GOAL.
Search the records below for the word "components". Pull out each line that has it.

------ DATA

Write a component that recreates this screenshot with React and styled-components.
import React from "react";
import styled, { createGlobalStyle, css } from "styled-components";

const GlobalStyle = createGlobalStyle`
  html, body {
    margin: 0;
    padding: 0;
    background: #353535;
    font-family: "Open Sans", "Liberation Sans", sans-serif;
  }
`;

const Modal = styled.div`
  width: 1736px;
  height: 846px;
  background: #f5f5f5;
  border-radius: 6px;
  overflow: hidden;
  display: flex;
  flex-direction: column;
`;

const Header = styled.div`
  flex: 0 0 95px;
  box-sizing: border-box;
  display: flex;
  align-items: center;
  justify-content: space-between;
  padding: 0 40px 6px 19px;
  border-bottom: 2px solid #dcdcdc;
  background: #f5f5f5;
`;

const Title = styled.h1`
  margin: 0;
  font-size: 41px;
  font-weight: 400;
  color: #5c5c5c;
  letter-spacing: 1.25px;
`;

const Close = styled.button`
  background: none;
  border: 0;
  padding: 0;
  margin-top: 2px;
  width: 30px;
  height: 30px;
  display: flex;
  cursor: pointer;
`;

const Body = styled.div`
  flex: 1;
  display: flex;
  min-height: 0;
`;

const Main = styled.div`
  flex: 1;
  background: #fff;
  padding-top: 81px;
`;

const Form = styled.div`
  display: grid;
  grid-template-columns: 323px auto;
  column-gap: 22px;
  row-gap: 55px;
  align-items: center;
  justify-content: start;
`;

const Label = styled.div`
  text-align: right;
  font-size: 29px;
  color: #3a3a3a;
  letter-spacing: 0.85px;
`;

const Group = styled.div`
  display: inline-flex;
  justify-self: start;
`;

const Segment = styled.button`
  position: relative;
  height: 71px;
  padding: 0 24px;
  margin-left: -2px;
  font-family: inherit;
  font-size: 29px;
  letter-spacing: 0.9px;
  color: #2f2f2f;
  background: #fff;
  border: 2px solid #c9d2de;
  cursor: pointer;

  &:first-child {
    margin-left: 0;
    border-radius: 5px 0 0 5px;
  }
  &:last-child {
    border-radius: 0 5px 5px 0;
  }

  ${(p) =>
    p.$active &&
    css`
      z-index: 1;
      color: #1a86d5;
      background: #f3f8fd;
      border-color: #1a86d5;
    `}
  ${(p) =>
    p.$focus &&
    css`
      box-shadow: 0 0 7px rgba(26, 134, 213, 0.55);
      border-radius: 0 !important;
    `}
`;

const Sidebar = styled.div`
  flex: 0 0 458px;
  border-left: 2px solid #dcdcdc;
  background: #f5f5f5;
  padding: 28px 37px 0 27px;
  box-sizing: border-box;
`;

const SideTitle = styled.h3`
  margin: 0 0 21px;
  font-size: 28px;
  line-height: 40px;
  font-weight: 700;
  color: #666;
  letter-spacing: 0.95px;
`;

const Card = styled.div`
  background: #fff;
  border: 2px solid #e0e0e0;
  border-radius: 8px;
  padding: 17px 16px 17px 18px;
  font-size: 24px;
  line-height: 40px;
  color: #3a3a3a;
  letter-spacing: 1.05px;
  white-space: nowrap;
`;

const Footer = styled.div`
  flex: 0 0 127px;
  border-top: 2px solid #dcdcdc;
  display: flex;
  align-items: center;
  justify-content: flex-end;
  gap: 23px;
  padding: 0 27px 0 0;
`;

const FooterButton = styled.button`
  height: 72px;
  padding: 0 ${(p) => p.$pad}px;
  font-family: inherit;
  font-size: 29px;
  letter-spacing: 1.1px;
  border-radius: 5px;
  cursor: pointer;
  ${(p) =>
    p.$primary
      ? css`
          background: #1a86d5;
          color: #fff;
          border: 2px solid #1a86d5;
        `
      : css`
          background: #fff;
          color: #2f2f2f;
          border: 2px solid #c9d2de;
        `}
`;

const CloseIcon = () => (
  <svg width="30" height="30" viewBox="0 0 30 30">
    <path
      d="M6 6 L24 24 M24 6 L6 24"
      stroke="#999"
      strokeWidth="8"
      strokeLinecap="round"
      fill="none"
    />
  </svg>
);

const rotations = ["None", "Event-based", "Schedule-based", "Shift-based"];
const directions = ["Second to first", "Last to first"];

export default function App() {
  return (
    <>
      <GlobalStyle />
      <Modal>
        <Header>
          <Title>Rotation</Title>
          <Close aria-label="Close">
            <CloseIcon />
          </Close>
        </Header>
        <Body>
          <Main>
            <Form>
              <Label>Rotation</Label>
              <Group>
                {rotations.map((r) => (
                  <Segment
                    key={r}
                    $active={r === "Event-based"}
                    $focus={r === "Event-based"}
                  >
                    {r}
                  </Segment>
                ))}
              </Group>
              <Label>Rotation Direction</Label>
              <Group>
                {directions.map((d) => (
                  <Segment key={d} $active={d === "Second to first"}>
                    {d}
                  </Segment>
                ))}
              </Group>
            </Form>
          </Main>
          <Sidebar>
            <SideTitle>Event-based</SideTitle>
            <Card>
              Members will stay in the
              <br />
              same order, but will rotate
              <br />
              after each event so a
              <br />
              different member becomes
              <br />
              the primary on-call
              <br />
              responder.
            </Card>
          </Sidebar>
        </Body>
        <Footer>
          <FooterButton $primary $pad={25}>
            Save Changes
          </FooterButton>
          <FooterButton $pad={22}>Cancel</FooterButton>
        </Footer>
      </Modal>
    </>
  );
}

------------
------ DATA

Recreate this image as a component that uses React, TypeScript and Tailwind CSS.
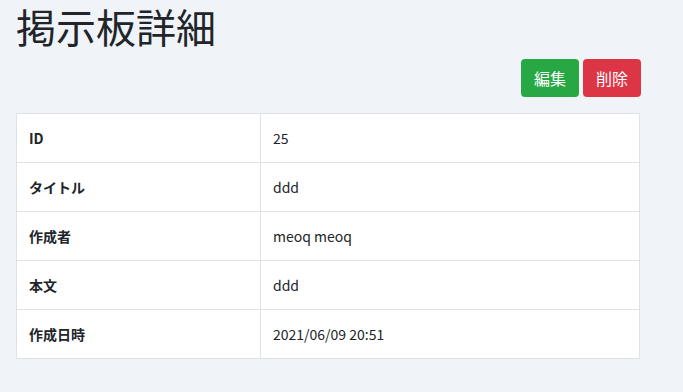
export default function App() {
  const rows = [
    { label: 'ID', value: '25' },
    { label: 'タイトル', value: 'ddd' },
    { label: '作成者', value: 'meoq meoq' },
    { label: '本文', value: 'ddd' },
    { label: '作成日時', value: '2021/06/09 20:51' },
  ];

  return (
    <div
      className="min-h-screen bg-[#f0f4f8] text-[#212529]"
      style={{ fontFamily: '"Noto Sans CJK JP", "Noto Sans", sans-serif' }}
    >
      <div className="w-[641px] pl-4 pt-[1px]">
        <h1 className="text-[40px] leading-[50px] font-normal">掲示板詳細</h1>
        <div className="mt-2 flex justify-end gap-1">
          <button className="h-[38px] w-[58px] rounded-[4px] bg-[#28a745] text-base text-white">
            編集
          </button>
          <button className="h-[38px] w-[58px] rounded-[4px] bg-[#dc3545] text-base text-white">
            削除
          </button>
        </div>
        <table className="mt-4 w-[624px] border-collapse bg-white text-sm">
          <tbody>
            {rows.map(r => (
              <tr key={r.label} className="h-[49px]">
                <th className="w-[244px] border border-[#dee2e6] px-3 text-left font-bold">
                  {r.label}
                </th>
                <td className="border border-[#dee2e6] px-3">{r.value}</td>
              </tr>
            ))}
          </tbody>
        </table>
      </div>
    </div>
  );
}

------------

FINAL RESULT.
Write a component that recreates this screenshot with React and styled-components.
import styled, { createGlobalStyle, css } from "styled-components";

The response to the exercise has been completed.